No todos los esfuerzos dan frutos
Laura Sofía Rivero – Edición 497
En la antigüedad, la ironía trágica se explicaba por la creencia en el destino dictado por los dioses. La tragedia griega nos sigue conmoviendo porque apelan a una verdad más honda de la naturaleza humana: nuestros esfuerzos tienen límites
Edipo ve a su pueblo arrasado por la peste. Hace todo lo que puede por solucionar el mal. Creonte le transmite el mensaje del oráculo: para regresar la tranquilidad a Tebas, tiene que encontrar urgentemente al asesino de Layo, el rey antecesor a él. Edipo pone manos a la obra, su valentía y su probidad son tan cegadoras como un relámpago. Promete encontrar al criminal, sea donde sea que se oculte. Incluso si está en su propio palacio, afirma, habrá de hacer que cumpla con la ley y se enfrentará a los peores tormentos. No fallará en su amenaza. Pero este Edipo no sabe que acaba de maldecir a un asesino que es, de hecho, él mismo.
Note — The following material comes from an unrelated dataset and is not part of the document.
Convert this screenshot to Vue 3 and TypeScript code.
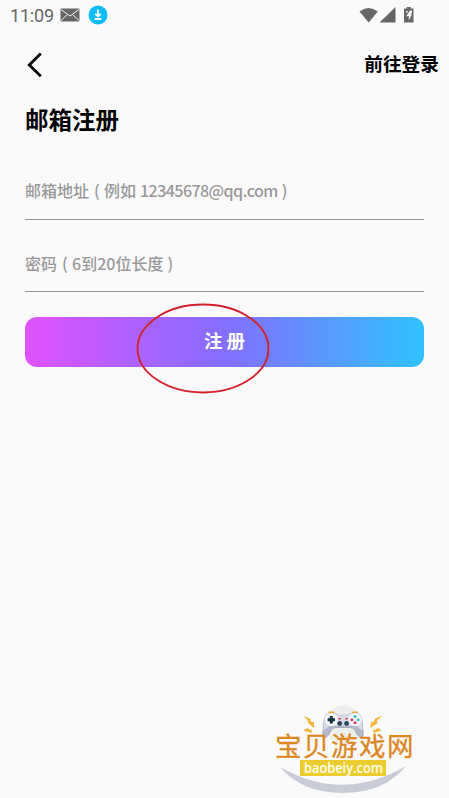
<script setup lang="ts">
interface Part { text: string; kind: string }
interface Field { id: string; parts: Part[] }

const fields: Field[] = [
  {
    id: 'email',
    parts: [
      { text: '邮箱地址', kind: 'han' },
      { text: '(', kind: 'open' },
      { text: '例如', kind: 'han' },
      { text: '12345678@qq.com', kind: 'address' },
      { text: ')', kind: 'close' },
    ],
  },
  {
    id: 'password',
    parts: [
      { text: '密码', kind: 'han' },
      { text: '(', kind: 'open' },
      { text: '6', kind: 'latin' },
      { text: '到', kind: 'han' },
      { text: '20', kind: 'latin' },
      { text: '位长度', kind: 'han' },
      { text: ')', kind: 'close' },
    ],
  },
]
</script>

<template>
  <main class="screen">
    <div class="status">
      <span class="clock">11:09</span>
      <svg class="mail" width="20" height="14" viewBox="0 0 20 14">
        <rect x="0.5" y="0.5" width="19" height="13" rx="0.8" fill="#666" />
        <path d="M1 1.500 10 8l9-6.500M1 12.500l6.500-6M19 12.500l-6.500-6" fill="none" stroke="#f4f4f4" stroke-width="1" />
      </svg>
      <svg class="download" width="20" height="20" viewBox="0 0 20 20">
        <circle cx="10" cy="10" r="9.500" fill="#0dbcfb" />
        <path d="M10 4.500v7M7.300 8.800 10 11.500l2.700-2.700M6.500 14h7" fill="none" stroke="#fff" stroke-width="1.800" />
      </svg>
      <svg class="signals" width="56" height="17" viewBox="0 0 56 17">
        <path d="M0.500 4.500Q9.500-2.500 18.800 4.500L9.700 15.500Z" fill="#666" />
        <path d="M20.500 15.500 36.500 0v15.500Z" fill="#666" />
        <path d="M45 1.500h2.700V0h4.100v1.500H54.500V15.500h-9.500Z" fill="#666" />
        <path d="M47 4h1.700v1.500H47ZM51 3.500h2v2.500l-1.200 1.500h1.200L49.800 13.500V9.300H47.300L49.500 5.500Z" fill="#f2f2f2" />
      </svg>
    </div>

    <nav class="nav">
      <button class="back" type="button" aria-label="返回">
        <svg width="16" height="26" viewBox="0 0 16 26">
          <path d="M14.800 1.500 3.300 13l11.500 11.300" fill="none" stroke="#000" stroke-width="2.800" />
        </svg>
      </button>
      <a class="login">前往登录</a>
    </nav>

    <h1 class="title">邮箱注册</h1>

    <form class="form" @submit.prevent>
      <label v-for="field in fields" :key="field.id" class="field" :class="field.id">
        <span v-for="(part, i) in field.parts" :key="i" :class="part.kind">{{ part.text }}</span>
      </label>
      <button class="submit" type="submit">注 册</button>
    </form>

    <svg class="ring" width="136" height="92" viewBox="0 0 136 92">
      <ellipse cx="68" cy="45.500" rx="65.500" ry="44" fill="none" stroke="#d3202b" stroke-width="1.800" />
    </svg>

    <svg class="brand" width="150" height="98" viewBox="270 700 150 98">
      <circle cx="343.500" cy="725" r="19.500" fill="#eeeeec" />
      <path d="M280 767Q343 803 406 766Q384 793 343 793Q302 793 280 767Z" fill="#c9cbd8" />
      <path d="M324.500 720L322.800 732Q322.500 739 326 737.500Q328.500 736 330.500 731.500Q332 727.500 336 727.500H350Q354 727.500 355.500 731.500Q357.500 736 360 737.500Q363.500 739 363.200 732L361.500 720Z" fill="#b4b8c8" stroke="#8d93a8" stroke-width="0.600" />
      <path d="M331 712.500Q336 712.500 338.500 715H347.500Q350 712.500 355 712.500Q362 713 362 721L363 731Q359 729.500 357 726Q354 725.500 350 726H336Q332 725.500 329 726Q327 729.500 323 731L324 721Q324 713 331 712.500Z" fill="#d9dce7" stroke="#a3a8ba" stroke-width="0.400" />
      <path d="M328.500 712.300h5.500M352 712.300h5.500" stroke="#e6a936" stroke-width="1.500" />
      <circle cx="331.300" cy="719.700" r="6.500" fill="#f5f6fa" />
      <path d="M331.300 716v7.400M327.600 719.700h7.400" stroke="#173344" stroke-width="3" />
      <circle cx="355" cy="719.700" r="6.500" fill="#f5f6fa" />
      <g fill="#da3c55"><circle cx="351.900" cy="719.700" r="1.500" /><circle cx="355" cy="722.800" r="1.500" /><rect x="338.300" y="718" width="2.500" height="1.500" /><rect x="345.300" y="718" width="2.500" height="1.500" /></g>
      <g fill="#38b5cb"><circle cx="355" cy="716.600" r="1.500" /><circle cx="358.100" cy="719.700" r="1.500" /></g>
      <circle cx="339.700" cy="723.500" r="2.400" fill="#2b4a59" />
      <circle cx="346.600" cy="723.500" r="2.400" fill="#2b4a59" />
      <g fill="#f5b52c" stroke="#f0a82a" stroke-width="0.600">
        <path d="M304.500 717l5.500 2 .5 3 3 .5.5 5-6-5 .5-2Z" />
        <path d="M381 716.500l-6 2.500-.5 3-3 .5-1 5 6.500-4.500-.5-2.500Z" />
        <path d="M304 730l4-1.500 1.500 2 2-.5-.500 2.500-3-1Z" />
        <path d="M381 730l-4-1.500-1.500 2-2-.5.500 2.500 3-1Z" />
      </g>
      <text class="brand-name" x="275" y="756">宝贝游戏网</text>
      <rect x="300" y="760" width="86" height="16" fill="#ebcd2f" />
      <text class="brand-url" x="304" y="772.500" textLength="79" lengthAdjust="spacingAndGlyphs">baobeiy.com</text>
    </svg>
  </main>
</template>

<style>
body { background: #fafafa; }
</style>

<style scoped>
.screen {
  position: relative;
  box-sizing: border-box;
  width: 449px;
  height: 798px;
  overflow: hidden;
  background: #fafafa;
  font-family: "Noto Sans CJK SC", sans-serif;
  color: #000;
}
.status {
  display: flex;
  align-items: center;
  height: 30px;
  padding: 0 34px 0 10px;
}
.clock {
  width: 50px;
  padding-top: 1px;
  font: 18px/30px Roboto, sans-serif;
  letter-spacing: -0.2px;
  color: #666;
}
.mail { margin-bottom: 1px; }
.download { margin-left: 8px; }
.signals { margin-left: auto; }
.nav {
  display: flex;
  align-items: center;
  justify-content: space-between;
  height: 68px;
  padding: 0 10px 0 26px;
}
.back {
  display: flex;
  padding: 2px 0 0;
  border: 0;
  background: none;
}
.login {
  padding-bottom: 3px;
  font-size: 18.700px;
  line-height: 28px;
  font-weight: 700;
}
.title {
  margin: 0;
  padding: 3px 25px 0;
  font-size: 23.500px;
  line-height: 36px;
  font-weight: 700;
}
.form { padding: 28px 25px 0; }
.field {
  display: flex;
  box-sizing: border-box;
  height: 55px;
  margin-bottom: 18px;
  padding-top: 10px;
  border-bottom: 1px solid #999;
  color: #999;
  font-size: 16px;
  line-height: 30px;
  font-weight: 500;
  white-space: nowrap;
}
.password {
  height: 54px;
  margin-bottom: 25px;
}
.open { width: 10px; padding-left: 5px; }
.address { padding-left: 4px; letter-spacing: -0.550px; }
.close { padding-left: 4px; }
.submit {
  display: block;
  width: 399px;
  height: 50px;
  padding: 0 0 4px;
  border: 0;
  border-radius: 12px;
  background: linear-gradient(90deg, #e052ff, #846efd 50%, #2fc2ff);
  color: #fff;
  font: 700 18.500px/46px "Noto Sans CJK SC", sans-serif;
}
.ring {
  position: absolute;
  left: 135px;
  top: 303px;
}
.brand {
  position: absolute;
  left: 270px;
  top: 700px;
}
.brand-name {
  font: 400 26.500px "Noto Sans CJK SC", sans-serif;
  letter-spacing: 1.500px;
  fill: #dd861f;
  stroke: #dd861f;
  stroke-width: 0.300px;
}
.brand-url {
  font: 600 14.500px "Open Sans", sans-serif;
  fill: #fffef0;
}
</style>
La tragedia griega nos sitúa ante la más cruel de las ironías. Nos recuerda que, incluso tratando de resolver un problema, nos podemos buscar nuestra propia ruina. En eso consiste la ironía trágica. Hay una incongruencia irresoluble entre lo dicho y lo hecho. Es una discordancia inflexible: el personaje cree salvarse tomando cierta decisión que le parece correcta, pero el espectador —que sabe de cierto algo ignorado por el héroe— no puede sino ver su condena en tiempo real.
En la antigüedad, la ironía trágica se explicaba por la creencia en el destino dictado por los dioses. El hado marcaba una ruta que ningún mortal podía cambiar con sus acciones, era inexorable. Aquel refrán que dicta: “Cuando te toca, aunque te quites, y cuando no, aunque te pongas”, profiere un eco de esa misma fatalidad. Pese a que nuestra visión ha cambiado, estos momentos de la tragedia griega nos siguen conmoviendo porque apelan a una verdad más honda de la naturaleza humana: nuestros esfuerzos tienen límites, somos pequeños ante la complejidad de todo lo que nos rodea y nunca podremos controlarlo.
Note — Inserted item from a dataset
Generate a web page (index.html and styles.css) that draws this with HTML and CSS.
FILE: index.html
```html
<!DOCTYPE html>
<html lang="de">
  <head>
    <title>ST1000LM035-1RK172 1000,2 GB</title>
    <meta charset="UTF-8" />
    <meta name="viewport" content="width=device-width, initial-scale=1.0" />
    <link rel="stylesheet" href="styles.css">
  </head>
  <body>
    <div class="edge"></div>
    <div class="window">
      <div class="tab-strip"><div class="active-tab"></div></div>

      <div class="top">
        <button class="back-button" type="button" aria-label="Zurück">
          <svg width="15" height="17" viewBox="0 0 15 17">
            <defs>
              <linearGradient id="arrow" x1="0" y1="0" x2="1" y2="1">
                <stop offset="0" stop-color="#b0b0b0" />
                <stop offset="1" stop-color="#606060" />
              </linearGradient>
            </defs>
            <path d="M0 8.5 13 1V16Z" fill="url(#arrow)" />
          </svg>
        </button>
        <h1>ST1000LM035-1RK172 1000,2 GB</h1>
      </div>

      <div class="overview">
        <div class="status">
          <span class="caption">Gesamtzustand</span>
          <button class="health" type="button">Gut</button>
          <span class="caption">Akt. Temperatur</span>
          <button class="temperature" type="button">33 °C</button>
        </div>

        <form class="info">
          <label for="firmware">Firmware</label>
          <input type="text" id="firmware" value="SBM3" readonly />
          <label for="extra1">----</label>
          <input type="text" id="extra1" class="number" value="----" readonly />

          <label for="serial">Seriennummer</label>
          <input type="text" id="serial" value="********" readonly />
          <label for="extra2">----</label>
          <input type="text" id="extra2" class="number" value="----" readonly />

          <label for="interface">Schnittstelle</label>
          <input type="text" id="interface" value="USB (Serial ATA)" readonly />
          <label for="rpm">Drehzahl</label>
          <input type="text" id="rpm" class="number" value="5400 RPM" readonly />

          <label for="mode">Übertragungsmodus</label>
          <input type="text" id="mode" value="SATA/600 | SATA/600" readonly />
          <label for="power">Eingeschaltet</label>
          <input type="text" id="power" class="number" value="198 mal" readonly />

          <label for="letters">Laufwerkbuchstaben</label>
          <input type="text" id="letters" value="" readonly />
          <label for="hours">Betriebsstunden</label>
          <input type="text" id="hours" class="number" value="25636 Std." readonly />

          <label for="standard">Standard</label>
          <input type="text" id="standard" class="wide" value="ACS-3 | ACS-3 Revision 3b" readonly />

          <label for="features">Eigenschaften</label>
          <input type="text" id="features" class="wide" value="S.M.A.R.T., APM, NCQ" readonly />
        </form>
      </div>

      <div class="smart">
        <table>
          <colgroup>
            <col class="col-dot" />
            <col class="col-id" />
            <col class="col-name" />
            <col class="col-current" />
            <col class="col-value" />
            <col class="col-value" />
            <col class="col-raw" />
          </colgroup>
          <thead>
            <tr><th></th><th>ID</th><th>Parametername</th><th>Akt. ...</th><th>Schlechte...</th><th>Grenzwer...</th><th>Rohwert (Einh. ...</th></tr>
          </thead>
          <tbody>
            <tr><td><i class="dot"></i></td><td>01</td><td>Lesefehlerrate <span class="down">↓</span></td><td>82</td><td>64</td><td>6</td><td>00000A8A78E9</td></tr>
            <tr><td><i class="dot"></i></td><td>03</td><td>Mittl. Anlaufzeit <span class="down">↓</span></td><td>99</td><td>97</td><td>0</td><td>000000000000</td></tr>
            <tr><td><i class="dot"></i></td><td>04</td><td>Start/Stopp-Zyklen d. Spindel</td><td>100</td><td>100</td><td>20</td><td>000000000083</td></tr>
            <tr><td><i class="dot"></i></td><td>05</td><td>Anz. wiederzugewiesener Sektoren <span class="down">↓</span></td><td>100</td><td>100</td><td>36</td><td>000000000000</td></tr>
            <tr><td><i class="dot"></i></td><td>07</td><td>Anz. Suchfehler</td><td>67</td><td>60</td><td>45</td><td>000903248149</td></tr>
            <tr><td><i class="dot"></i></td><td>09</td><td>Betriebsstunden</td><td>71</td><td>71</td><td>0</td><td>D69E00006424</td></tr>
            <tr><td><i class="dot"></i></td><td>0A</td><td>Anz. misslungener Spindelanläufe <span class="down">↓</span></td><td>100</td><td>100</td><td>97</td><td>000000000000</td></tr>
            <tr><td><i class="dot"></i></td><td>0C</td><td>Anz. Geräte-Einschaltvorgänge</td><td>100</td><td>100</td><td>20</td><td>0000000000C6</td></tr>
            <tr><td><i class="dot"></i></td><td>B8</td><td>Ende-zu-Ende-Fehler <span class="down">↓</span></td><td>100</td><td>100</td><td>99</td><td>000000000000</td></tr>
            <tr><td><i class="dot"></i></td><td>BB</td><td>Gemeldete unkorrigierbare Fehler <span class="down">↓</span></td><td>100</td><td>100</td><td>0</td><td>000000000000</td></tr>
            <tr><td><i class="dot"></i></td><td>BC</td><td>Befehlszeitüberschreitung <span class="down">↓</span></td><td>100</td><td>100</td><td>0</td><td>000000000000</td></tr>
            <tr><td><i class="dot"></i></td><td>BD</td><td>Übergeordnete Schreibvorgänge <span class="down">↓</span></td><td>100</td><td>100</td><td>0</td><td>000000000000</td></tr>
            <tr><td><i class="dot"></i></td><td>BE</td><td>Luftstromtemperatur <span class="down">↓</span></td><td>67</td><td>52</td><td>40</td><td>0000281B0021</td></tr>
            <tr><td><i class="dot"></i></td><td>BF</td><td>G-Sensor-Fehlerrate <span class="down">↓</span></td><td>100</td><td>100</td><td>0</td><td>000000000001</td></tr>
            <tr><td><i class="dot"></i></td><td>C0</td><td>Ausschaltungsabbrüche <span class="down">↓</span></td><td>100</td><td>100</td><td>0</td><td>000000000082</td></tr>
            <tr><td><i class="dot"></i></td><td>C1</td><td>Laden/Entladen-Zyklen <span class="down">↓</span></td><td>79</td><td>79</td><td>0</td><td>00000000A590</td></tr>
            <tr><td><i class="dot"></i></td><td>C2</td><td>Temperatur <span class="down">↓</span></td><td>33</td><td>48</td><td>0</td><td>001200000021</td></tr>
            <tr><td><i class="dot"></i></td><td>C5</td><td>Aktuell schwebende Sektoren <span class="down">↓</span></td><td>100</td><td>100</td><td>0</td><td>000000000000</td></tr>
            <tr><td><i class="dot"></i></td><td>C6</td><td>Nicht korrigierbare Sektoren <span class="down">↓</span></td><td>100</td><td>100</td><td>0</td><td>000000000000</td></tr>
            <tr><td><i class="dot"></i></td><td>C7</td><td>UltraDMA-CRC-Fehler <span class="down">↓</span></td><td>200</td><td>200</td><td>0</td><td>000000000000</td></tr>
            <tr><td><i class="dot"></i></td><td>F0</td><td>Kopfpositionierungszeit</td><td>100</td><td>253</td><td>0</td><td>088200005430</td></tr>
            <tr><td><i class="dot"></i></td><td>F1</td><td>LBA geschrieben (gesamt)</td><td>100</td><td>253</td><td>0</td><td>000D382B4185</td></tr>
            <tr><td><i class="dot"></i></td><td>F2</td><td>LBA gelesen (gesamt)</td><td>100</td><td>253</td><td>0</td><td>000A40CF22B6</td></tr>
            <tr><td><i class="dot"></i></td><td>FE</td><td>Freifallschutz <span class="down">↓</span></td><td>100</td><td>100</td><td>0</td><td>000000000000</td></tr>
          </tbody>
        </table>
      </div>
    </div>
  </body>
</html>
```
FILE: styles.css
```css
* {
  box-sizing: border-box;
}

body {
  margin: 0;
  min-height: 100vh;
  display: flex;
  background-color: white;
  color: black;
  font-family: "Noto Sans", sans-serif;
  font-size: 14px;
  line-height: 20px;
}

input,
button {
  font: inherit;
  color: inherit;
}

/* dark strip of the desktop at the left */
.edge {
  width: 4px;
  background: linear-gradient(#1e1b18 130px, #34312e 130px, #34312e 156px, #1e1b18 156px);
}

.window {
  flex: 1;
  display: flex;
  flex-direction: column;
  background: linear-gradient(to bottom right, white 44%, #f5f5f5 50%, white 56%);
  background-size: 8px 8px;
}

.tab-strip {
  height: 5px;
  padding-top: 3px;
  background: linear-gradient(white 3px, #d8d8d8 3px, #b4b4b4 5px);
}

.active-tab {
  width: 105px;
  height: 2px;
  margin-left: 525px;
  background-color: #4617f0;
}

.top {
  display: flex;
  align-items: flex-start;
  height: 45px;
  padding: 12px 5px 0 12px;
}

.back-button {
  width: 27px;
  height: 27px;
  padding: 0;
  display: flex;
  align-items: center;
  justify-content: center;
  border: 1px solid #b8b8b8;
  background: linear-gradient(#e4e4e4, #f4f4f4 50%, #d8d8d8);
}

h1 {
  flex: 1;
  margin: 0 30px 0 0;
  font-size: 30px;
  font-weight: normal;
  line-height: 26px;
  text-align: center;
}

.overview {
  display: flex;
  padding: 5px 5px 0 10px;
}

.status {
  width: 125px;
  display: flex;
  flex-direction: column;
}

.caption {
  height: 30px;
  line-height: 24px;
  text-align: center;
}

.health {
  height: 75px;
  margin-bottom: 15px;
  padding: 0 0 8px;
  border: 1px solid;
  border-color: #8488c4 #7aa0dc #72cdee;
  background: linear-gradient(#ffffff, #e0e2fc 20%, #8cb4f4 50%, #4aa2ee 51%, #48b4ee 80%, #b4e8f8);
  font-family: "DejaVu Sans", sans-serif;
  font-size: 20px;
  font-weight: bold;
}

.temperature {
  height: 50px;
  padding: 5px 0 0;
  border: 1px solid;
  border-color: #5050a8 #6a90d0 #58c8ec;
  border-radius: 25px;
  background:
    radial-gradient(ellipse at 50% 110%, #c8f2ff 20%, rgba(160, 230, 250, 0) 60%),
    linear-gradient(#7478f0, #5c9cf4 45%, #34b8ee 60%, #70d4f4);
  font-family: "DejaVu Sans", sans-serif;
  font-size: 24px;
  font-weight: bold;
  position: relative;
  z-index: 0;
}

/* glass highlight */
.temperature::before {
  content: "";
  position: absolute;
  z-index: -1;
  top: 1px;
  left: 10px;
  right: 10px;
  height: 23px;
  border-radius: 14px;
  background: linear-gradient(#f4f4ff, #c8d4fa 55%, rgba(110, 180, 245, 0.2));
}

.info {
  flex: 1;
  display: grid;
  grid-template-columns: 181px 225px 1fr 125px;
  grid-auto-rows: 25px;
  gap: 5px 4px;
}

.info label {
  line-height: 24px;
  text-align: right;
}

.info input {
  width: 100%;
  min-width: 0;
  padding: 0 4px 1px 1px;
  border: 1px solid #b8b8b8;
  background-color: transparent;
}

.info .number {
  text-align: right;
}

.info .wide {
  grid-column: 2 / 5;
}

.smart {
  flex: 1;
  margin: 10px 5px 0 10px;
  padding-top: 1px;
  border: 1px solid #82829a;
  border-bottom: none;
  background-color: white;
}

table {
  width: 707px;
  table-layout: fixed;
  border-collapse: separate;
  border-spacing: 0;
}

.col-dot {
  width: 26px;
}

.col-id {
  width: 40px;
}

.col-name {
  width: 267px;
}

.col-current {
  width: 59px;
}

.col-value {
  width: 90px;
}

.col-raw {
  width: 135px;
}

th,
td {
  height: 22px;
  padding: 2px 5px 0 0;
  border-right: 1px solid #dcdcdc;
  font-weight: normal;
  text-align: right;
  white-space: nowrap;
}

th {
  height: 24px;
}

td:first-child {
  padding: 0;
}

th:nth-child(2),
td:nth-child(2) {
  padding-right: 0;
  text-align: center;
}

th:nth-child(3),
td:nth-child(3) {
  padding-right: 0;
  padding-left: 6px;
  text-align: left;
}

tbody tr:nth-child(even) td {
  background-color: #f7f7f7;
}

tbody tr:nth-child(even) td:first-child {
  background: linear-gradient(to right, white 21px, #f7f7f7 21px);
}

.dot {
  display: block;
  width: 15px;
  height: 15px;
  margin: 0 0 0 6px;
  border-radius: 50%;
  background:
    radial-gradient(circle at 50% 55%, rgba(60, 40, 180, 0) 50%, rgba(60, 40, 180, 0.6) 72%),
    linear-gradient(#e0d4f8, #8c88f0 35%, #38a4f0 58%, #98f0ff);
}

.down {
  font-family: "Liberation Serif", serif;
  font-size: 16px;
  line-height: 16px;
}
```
No queremos fallar. Aprender a vivir, dicen algunos, consiste en tratar de alejarnos de los errores. Por ello, a los niños se les insiste más en el “no” que en el “sí”: se les dice poco qué debe gustarles, más bien se les subraya el peligro. No al fuego. No a los objetos punzocortantes. No a las alturas desde donde podrían caerse. No a los enchufes eléctricos. El mundo se dispone como un manual, sus coordenadas son claras: hay cosas buenas y cosas malas, tratamos de alejarnos de los riesgos, con ahínco buscamos la verdad.
Sin embargo, a veces no basta con seguir ese mapa. Hay senderos sinuosos que no están indicados. Aunque ya no creamos en los dictámenes del hado, lo que nos queda de la tragedia clásica es una lección atroz: para acertar, no basta con desearlo, incluso, no basta con intentarlo. Cualquier contingencia puede imponerse sobre nuestro deseo de hacer las cosas bien. Nadie puede saber con certeza a dónde se dirigen sus decisiones. Ignoramos por completo el futuro, ese país de neblina. Edipo no quiere fallar, pero el espectador sabe —antes que él— que ha fallado. ¿Quién es el lector de nuestra vida que advierte nuestros errores? Nuestros seres queridos intuyen un paso en falso, los ancianos sospechan de aquellos actos que les recuerdan los errores de su vida. Pero más cruel aún resulta ese momento preciso en que somos nosotros mismos quienes volteamos la cabeza al pasado y nos vemos proferir aquella frase que habría de vaticinar el yerro. No basta, insisten los clásicos, con la buena voluntad; sólo nos resta resignarnos a la fatalidad y al peso de las injusticias.